TASK PROMPT.
Produce a word-for-word copy of the listing below without its pictures.

# # #

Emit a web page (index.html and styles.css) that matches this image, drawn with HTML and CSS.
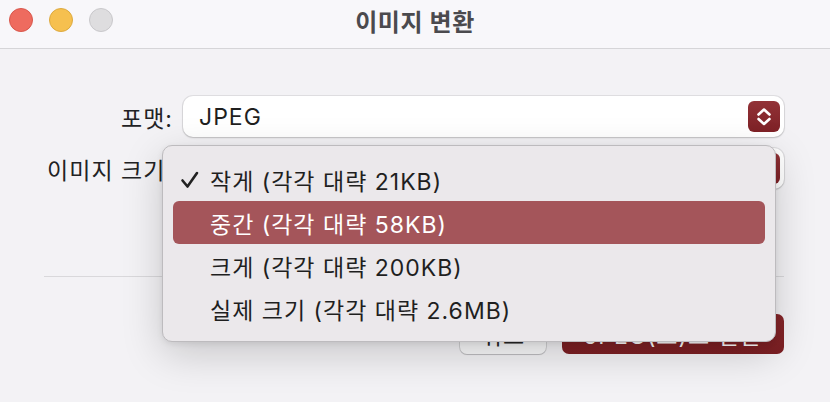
FILE: index.html
```html
<!DOCTYPE html>
<html lang="ko">
<head>
<meta charset="utf-8">
<title>이미지 변환</title>
<link rel="stylesheet" href="styles.css">
</head>
<body>
<div class="window">
  <header class="titlebar">
    <div class="lights">
      <span class="light red"></span>
      <span class="light yellow"></span>
      <span class="light gray"></span>
    </div>
    <h1 class="title">이미지 변환</h1>
  </header>
  <main class="content">
    <div class="form">
      <label class="label">포맷:</label>
      <div class="popup">
        <span class="popup-value">JPEG</span>
        <span class="stepper">
          <svg width="32" height="31" viewBox="0 0 32 31"><path d="M10.5 13.5 L16 8.5 L21.5 13.5" fill="none" stroke="#fff" stroke-width="2.6" stroke-linecap="round" stroke-linejoin="round"/><path d="M10.5 18 L16 23 L21.5 18" fill="none" stroke="#fff" stroke-width="2.6" stroke-linecap="round" stroke-linejoin="round"/></svg>
        </span>
      </div>
      <label class="label">이미지 크기:</label>
      <div class="popup">
        <span class="popup-value covered">중간 (각각 대략 58KB)</span>
        <span class="stepper">
          <svg width="32" height="31" viewBox="0 0 32 31"><path d="M10.5 13.5 L16 8.5 L21.5 13.5" fill="none" stroke="#fff" stroke-width="2.6" stroke-linecap="round" stroke-linejoin="round"/><path d="M10.5 18 L16 23 L21.5 18" fill="none" stroke="#fff" stroke-width="2.6" stroke-linecap="round" stroke-linejoin="round"/></svg>
        </span>
      </div>
    </div>
    <hr class="separator">
    <div class="actions">
      <button class="btn cancel">취소</button>
      <button class="btn primary">JPEG(으)로 변환</button>
    </div>
  </main>
  <ul class="menu">
    <li class="item"><svg class="check" width="20" height="20" viewBox="0 0 20 20"><path d="M2.5 10.5 L7.5 16.5 L17 3" fill="none" stroke="#222" stroke-width="2.6" stroke-linecap="round" stroke-linejoin="round"/></svg>작게 (각각 대략 21KB)</li>
    <li class="item selected">중간 (각각 대략 58KB)</li>
    <li class="item">크게 (각각 대략 200KB)</li>
    <li class="item">실제 크기 (각각 대략 2.6MB)</li>
  </ul>
</div>
</body>
</html>
```

FILE: styles.css
```css
* { box-sizing: border-box; }
html, body {
  margin: 0;
  padding: 0;
  width: 830px;
  height: 402px;
  overflow: hidden;
  background: #f3f2f5;
  font-family: "Inter", "Noto Sans CJK KR", sans-serif;
}
.window {
  position: relative;
  width: 830px;
  height: 402px;
  background: #f3f2f5;
}
.titlebar {
  position: relative;
  height: 49px;
  background: #f8f7fa;
  border-bottom: 1px solid #d6d5d8;
  display: flex;
  align-items: center;
  justify-content: center;
}
.lights {
  position: absolute;
  left: 9px;
  top: 8px;
  display: flex;
  gap: 16px;
}
.light {
  width: 24px;
  height: 24px;
  border-radius: 50%;
  display: block;
}
.light.red { background: #ee6b5f; border: 1px solid #d9574c; }
.light.yellow { background: #f6c04f; border: 1px solid #ddaa3f; }
.light.gray { background: #dedddf; border: 1px solid #c9c8cb; }
.title {
  margin: 0;
  margin-top: -8px;
  font-size: 24px;
  font-weight: 700;
  color: #4b4a4e;
  letter-spacing: 0.6px;
}
.content {
  padding: 47px 46px 0 44px;
}
.form {
  display: grid;
  grid-template-columns: 128px 1fr;
  column-gap: 11px;
  row-gap: 11px;
  align-items: center;
}
.label {
  justify-self: end;
  font-size: 23px;
  letter-spacing: 1px;
  color: #222224;
  white-space: nowrap;
  margin-right: -1px;
}
.popup {
  height: 41px;
  background: #ffffff;
  border-radius: 10px;
  box-shadow: 0 0 0 1px rgba(0,0,0,0.08), 0 1px 2px rgba(0,0,0,0.15);
  display: flex;
  align-items: center;
  justify-content: space-between;
  padding: 0 4px 0 16px;
}
.popup-value {
  font-size: 23px;
  letter-spacing: 1px;
  color: #1f1f1f;
}
.popup-value.covered { visibility: hidden; }
.stepper {
  width: 32px;
  height: 31px;
  border-radius: 6px;
  background: linear-gradient(#923237, #7e2126);
  display: block;
}
.stepper svg { display: block; }
.separator {
  margin: 87px 0 0 0;
  border: 0;
  border-top: 1px solid #d9d8db;
  height: 0;
}
.actions {
  margin-top: 37px;
  display: flex;
  justify-content: flex-end;
  gap: 16px;
}
.btn {
  height: 40px;
  border-radius: 7px;
  font-family: inherit;
  font-size: 23px;
  letter-spacing: 1px;
  border: 0;
  padding: 0;
}
.cancel {
  width: 86px;
  background: #f9f9fa;
  color: #262626;
  box-shadow: 0 0 0 1px rgba(0,0,0,0.12), 0 1px 1px rgba(0,0,0,0.12);
}
.primary {
  width: 222px;
  background: linear-gradient(#86262a, #7c1f23);
  color: #ffffff;
}
.menu {
  position: absolute;
  left: 162px;
  top: 145px;
  width: 614px;
  height: 197px;
  margin: 0;
  padding: 12px 10px 13px 10px;
  list-style: none;
  background: #ebe8eb;
  border: 1px solid #bdbbbe;
  border-radius: 10px;
  box-shadow: 0 12px 40px rgba(0,0,0,0.18), 0 2px 6px rgba(0,0,0,0.08);
}
.item {
  position: relative;
  height: 43px;
  display: flex;
  align-items: center;
  padding-left: 37px;
  font-size: 23px;
  letter-spacing: 1px;
  color: #1f1f1f;
  border-radius: 6px;
}
.item.selected {
  background: #a4555a;
  color: #ffffff;
}
.check {
  position: absolute;
  left: 7px;
  top: 12px;
}
```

# # #

SOLVED PROBLEM.
Emit a web page (index.html and styles.css) that matches this image, drawn with HTML and CSS.
FILE: index.html
```html
<!DOCTYPE html>
<html lang="ko">
<head>
<meta charset="utf-8">
<title>이미지 변환</title>
<link rel="stylesheet" href="styles.css">
</head>
<body>
<div class="window">
  <header class="titlebar">
    <div class="lights">
      <span class="light red"></span>
      <span class="light yellow"></span>
      <span class="light gray"></span>
    </div>
    <h1 class="title">이미지 변환</h1>
  </header>
  <main class="content">
    <div class="form">
      <label class="label">포맷:</label>
      <div class="popup">
        <span class="popup-value">JPEG</span>
        <span class="stepper">
          <svg width="32" height="31" viewBox="0 0 32 31"><path d="M10.5 13.5 L16 8.5 L21.5 13.5" fill="none" stroke="#fff" stroke-width="2.6" stroke-linecap="round" stroke-linejoin="round"/><path d="M10.5 18 L16 23 L21.5 18" fill="none" stroke="#fff" stroke-width="2.6" stroke-linecap="round" stroke-linejoin="round"/></svg>
        </span>
      </div>
      <label class="label">이미지 크기:</label>
      <div class="popup">
        <span class="popup-value covered">중간 (각각 대략 58KB)</span>
        <span class="stepper">
          <svg width="32" height="31" viewBox="0 0 32 31"><path d="M10.5 13.5 L16 8.5 L21.5 13.5" fill="none" stroke="#fff" stroke-width="2.6" stroke-linecap="round" stroke-linejoin="round"/><path d="M10.5 18 L16 23 L21.5 18" fill="none" stroke="#fff" stroke-width="2.6" stroke-linecap="round" stroke-linejoin="round"/></svg>
        </span>
      </div>
    </div>
    <hr class="separator">
    <div class="actions">
      <button class="btn cancel">취소</button>
      <button class="btn primary">JPEG(으)로 변환</button>
    </div>
  </main>
  <ul class="menu">
    <li class="item"><svg class="check" width="20" height="20" viewBox="0 0 20 20"><path d="M2.5 10.5 L7.5 16.5 L17 3" fill="none" stroke="#222" stroke-width="2.6" stroke-linecap="round" stroke-linejoin="round"/></svg>작게 (각각 대략 21KB)</li>
    <li class="item selected">중간 (각각 대략 58KB)</li>
    <li class="item">크게 (각각 대략 200KB)</li>
    <li class="item">실제 크기 (각각 대략 2.6MB)</li>
  </ul>
</div>
</body>
</html>
```

FILE: styles.css
```css
* { box-sizing: border-box; }
html, body {
  margin: 0;
  padding: 0;
  width: 830px;
  height: 402px;
  overflow: hidden;
  background: #f3f2f5;
  font-family: "Inter", "Noto Sans CJK KR", sans-serif;
}
.window {
  position: relative;
  width: 830px;
  height: 402px;
  background: #f3f2f5;
}
.titlebar {
  position: relative;
  height: 49px;
  background: #f8f7fa;
  border-bottom: 1px solid #d6d5d8;
  display: flex;
  align-items: center;
  justify-content: center;
}
.lights {
  position: absolute;
  left: 9px;
  top: 8px;
  display: flex;
  gap: 16px;
}
.light {
  width: 24px;
  height: 24px;
  border-radius: 50%;
  display: block;
}
.light.red { background: #ee6b5f; border: 1px solid #d9574c; }
.light.yellow { background: #f6c04f; border: 1px solid #ddaa3f; }
.light.gray { background: #dedddf; border: 1px solid #c9c8cb; }
.title {
  margin: 0;
  margin-top: -8px;
  font-size: 24px;
  font-weight: 700;
  color: #4b4a4e;
  letter-spacing: 0.6px;
}
.content {
  padding: 47px 46px 0 44px;
}
.form {
  display: grid;
  grid-template-columns: 128px 1fr;
  column-gap: 11px;
  row-gap: 11px;
  align-items: center;
}
.label {
  justify-self: end;
  font-size: 23px;
  letter-spacing: 1px;
  color: #222224;
  white-space: nowrap;
  margin-right: -1px;
}
.popup {
  height: 41px;
  background: #ffffff;
  border-radius: 10px;
  box-shadow: 0 0 0 1px rgba(0,0,0,0.08), 0 1px 2px rgba(0,0,0,0.15);
  display: flex;
  align-items: center;
  justify-content: space-between;
  padding: 0 4px 0 16px;
}
.popup-value {
  font-size: 23px;
  letter-spacing: 1px;
  color: #1f1f1f;
}
.popup-value.covered { visibility: hidden; }
.stepper {
  width: 32px;
  height: 31px;
  border-radius: 6px;
  background: linear-gradient(#923237, #7e2126);
  display: block;
}
.stepper svg { display: block; }
.separator {
  margin: 87px 0 0 0;
  border: 0;
  border-top: 1px solid #d9d8db;
  height: 0;
}
.actions {
  margin-top: 37px;
  display: flex;
  justify-content: flex-end;
  gap: 16px;
}
.btn {
  height: 40px;
  border-radius: 7px;
  font-family: inherit;
  font-size: 23px;
  letter-spacing: 1px;
  border: 0;
  padding: 0;
}
.cancel {
  width: 86px;
  background: #f9f9fa;
  color: #262626;
  box-shadow: 0 0 0 1px rgba(0,0,0,0.12), 0 1px 1px rgba(0,0,0,0.12);
}
.primary {
  width: 222px;
  background: linear-gradient(#86262a, #7c1f23);
  color: #ffffff;
}
.menu {
  position: absolute;
  left: 162px;
  top: 145px;
  width: 614px;
  height: 197px;
  margin: 0;
  padding: 12px 10px 13px 10px;
  list-style: none;
  background: #ebe8eb;
  border: 1px solid #bdbbbe;
  border-radius: 10px;
  box-shadow: 0 12px 40px rgba(0,0,0,0.18), 0 2px 6px rgba(0,0,0,0.08);
}
.item {
  position: relative;
  height: 43px;
  display: flex;
  align-items: center;
  padding-left: 37px;
  font-size: 23px;
  letter-spacing: 1px;
  color: #1f1f1f;
  border-radius: 6px;
}
.item.selected {
  background: #a4555a;
  color: #ffffff;
}
.check {
  position: absolute;
  left: 7px;
  top: 12px;
}
```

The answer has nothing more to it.